§ **Aim**: Do any lines in the data below contain "this"? If so, copy every one of them.

=-=-=-=-=

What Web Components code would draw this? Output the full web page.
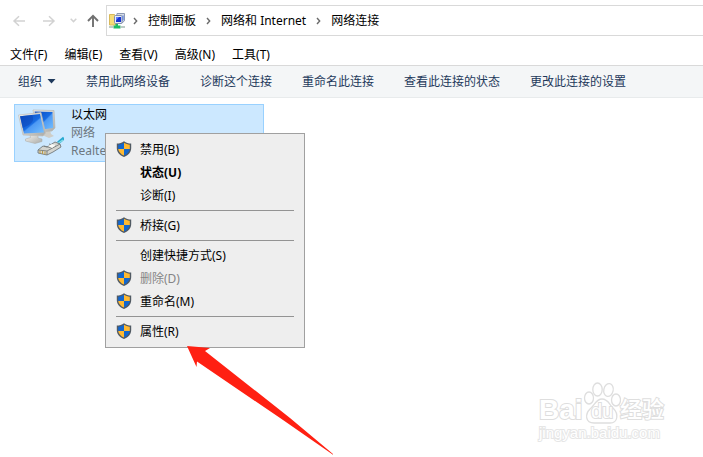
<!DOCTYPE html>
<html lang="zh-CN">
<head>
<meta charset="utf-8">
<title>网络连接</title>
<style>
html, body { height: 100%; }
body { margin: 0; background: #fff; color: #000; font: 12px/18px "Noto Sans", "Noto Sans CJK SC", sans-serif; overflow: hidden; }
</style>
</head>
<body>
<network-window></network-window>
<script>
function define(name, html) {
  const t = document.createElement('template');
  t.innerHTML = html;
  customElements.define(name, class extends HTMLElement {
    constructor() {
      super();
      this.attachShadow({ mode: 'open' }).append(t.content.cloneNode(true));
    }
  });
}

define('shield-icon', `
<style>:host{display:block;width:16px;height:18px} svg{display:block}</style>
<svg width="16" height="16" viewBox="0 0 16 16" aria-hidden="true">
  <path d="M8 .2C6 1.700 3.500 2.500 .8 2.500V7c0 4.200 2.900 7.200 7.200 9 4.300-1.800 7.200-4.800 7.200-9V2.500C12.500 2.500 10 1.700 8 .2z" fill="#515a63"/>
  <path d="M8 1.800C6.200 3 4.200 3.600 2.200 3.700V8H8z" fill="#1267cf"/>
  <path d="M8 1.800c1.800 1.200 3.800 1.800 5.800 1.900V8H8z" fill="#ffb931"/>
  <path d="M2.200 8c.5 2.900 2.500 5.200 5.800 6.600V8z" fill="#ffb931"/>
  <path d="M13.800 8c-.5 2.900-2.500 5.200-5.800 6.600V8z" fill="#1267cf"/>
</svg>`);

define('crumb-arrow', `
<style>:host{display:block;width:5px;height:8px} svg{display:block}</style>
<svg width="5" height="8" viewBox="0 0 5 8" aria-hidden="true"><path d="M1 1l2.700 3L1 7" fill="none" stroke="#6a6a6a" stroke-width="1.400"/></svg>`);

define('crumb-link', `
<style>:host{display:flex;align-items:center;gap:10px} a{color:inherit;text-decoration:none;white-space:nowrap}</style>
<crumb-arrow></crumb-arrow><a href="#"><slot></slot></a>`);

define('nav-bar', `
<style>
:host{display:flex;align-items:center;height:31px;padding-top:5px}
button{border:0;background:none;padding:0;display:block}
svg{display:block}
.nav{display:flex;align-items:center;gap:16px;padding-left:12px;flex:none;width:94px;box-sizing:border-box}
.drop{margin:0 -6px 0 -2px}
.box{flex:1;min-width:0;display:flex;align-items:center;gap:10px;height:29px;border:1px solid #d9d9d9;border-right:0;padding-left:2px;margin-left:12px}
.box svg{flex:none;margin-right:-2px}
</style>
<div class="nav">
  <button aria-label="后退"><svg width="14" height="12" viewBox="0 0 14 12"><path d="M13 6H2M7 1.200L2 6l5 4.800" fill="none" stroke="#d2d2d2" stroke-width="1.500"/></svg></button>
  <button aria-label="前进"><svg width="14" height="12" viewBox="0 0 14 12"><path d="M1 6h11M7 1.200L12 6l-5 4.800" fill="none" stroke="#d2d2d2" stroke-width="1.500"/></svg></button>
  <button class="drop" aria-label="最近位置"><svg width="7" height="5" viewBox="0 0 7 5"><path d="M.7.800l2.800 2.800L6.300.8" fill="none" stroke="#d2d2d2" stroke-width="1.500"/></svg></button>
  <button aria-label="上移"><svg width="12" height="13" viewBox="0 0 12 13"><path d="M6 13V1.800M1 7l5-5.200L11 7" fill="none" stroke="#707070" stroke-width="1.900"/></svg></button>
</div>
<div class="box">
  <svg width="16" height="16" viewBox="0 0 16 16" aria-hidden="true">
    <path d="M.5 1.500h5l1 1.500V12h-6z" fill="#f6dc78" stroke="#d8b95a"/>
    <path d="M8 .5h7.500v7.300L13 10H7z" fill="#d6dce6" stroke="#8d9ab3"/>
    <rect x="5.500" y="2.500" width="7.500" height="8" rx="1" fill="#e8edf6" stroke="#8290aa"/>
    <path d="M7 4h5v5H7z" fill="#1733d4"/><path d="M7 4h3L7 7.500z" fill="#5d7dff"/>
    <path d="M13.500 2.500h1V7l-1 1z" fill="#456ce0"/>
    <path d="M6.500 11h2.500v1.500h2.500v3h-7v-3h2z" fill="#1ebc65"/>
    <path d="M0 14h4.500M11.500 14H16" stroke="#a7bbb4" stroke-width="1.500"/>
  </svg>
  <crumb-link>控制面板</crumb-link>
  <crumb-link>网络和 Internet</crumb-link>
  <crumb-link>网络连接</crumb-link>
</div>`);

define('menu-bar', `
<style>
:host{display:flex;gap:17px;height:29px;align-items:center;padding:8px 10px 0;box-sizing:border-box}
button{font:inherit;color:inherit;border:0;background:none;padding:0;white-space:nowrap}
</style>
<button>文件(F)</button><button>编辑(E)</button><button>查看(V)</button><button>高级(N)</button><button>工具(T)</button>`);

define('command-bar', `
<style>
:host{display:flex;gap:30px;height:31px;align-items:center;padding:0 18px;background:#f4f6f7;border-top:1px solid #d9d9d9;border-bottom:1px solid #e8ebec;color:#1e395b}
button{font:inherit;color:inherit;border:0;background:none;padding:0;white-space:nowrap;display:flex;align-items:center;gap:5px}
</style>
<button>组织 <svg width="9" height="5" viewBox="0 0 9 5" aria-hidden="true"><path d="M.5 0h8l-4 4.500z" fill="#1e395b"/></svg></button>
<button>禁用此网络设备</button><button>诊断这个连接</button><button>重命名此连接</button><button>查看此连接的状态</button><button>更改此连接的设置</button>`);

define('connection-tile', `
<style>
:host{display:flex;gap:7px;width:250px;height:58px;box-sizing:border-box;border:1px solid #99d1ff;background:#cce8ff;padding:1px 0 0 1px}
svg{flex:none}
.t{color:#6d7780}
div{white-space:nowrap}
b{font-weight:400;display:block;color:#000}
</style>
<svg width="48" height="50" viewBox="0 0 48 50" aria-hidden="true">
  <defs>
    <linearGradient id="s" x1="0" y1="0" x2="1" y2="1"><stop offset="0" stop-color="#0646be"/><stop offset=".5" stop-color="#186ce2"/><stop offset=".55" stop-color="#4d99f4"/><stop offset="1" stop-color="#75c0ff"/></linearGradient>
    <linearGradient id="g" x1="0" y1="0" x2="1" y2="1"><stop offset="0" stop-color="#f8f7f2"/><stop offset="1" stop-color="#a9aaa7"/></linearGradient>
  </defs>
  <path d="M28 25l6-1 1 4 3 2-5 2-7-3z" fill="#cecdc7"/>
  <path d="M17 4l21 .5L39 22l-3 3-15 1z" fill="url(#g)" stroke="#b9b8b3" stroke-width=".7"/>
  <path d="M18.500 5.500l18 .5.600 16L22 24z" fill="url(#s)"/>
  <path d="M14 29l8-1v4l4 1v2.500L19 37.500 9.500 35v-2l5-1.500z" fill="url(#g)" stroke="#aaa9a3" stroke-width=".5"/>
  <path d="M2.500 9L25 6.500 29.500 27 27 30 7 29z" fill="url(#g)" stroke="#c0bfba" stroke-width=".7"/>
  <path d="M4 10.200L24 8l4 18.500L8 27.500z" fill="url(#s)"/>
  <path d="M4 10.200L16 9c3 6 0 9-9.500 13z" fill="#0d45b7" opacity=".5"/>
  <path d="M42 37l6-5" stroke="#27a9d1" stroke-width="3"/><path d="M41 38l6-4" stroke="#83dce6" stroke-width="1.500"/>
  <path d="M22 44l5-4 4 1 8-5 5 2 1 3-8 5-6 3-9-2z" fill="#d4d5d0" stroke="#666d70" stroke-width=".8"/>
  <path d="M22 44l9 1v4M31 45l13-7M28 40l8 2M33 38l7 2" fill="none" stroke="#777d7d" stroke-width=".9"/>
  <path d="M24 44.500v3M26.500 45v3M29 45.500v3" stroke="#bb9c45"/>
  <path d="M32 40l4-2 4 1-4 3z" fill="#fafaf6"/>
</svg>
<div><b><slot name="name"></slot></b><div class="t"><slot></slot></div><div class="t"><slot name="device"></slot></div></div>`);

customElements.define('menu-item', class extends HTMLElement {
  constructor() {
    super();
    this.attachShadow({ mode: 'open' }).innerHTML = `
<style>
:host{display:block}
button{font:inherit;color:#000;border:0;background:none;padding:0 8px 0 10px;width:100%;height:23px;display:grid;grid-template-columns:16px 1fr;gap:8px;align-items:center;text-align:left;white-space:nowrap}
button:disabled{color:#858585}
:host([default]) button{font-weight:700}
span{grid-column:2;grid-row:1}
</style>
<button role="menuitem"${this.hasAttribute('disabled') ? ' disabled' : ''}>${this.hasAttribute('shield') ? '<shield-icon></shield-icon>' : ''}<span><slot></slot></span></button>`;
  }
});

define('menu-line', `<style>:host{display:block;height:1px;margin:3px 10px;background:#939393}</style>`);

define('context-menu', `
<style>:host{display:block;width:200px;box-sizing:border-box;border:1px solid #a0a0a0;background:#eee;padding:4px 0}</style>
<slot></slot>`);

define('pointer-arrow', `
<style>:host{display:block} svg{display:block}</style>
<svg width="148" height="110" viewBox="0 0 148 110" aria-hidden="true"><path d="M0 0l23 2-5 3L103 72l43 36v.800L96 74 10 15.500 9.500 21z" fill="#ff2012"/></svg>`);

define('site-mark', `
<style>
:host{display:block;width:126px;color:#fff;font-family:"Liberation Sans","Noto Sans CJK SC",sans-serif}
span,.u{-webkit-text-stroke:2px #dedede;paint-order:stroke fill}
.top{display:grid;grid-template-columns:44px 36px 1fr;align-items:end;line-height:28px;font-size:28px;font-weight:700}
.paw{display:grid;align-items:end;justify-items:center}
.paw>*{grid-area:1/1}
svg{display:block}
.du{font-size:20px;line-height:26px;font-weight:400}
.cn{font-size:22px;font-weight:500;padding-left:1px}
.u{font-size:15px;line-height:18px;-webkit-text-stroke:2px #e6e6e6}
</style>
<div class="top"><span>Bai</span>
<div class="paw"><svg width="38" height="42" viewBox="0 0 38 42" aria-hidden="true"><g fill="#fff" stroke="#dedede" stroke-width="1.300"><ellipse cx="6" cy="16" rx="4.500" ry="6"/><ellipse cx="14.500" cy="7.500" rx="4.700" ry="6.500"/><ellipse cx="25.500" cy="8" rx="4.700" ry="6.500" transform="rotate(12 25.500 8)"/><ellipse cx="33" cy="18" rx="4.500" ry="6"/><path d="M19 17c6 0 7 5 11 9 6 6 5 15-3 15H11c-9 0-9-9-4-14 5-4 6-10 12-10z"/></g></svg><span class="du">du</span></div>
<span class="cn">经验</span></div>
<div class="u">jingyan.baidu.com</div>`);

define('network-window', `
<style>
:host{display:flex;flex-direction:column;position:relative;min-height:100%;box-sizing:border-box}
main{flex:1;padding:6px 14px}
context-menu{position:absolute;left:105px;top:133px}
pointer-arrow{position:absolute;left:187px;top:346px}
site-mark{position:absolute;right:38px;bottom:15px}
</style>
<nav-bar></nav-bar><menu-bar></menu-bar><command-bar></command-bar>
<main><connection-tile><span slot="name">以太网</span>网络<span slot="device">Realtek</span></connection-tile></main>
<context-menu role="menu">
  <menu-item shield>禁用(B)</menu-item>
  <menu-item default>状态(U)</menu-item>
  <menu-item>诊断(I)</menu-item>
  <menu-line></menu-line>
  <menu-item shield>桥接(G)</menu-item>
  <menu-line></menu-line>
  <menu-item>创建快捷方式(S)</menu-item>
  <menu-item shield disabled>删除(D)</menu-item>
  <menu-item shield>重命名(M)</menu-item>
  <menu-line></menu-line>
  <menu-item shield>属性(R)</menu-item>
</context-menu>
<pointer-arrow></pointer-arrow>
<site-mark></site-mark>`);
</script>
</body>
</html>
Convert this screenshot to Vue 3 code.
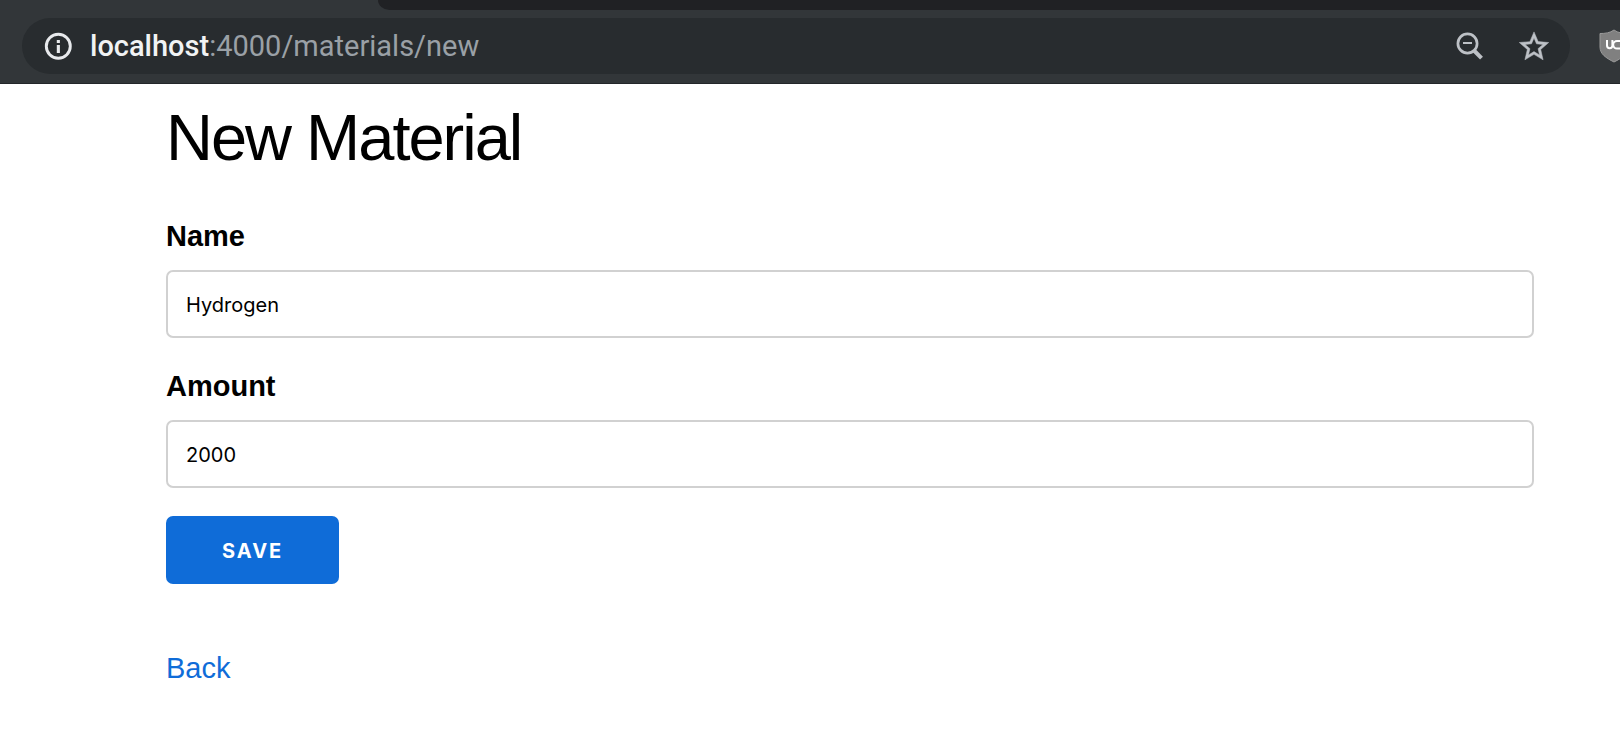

=-=-=-=-=

§ **The answer**:
What Web Components code would draw this? Output the full web page.
      this.attachShadow({ mode: 'open' }).append(t.content.cloneNode(true));
    this.attachShadow({ mode: 'open' }).innerHTML = `
<button role="menuitem"${this.hasAttribute('disabled') ? ' disabled' : ''}>${this.hasAttribute('shield') ? '<shield-icon></shield-icon>' : ''}<span><slot></slot></span></button>`;
Convert this screenshot to Vue 3 code.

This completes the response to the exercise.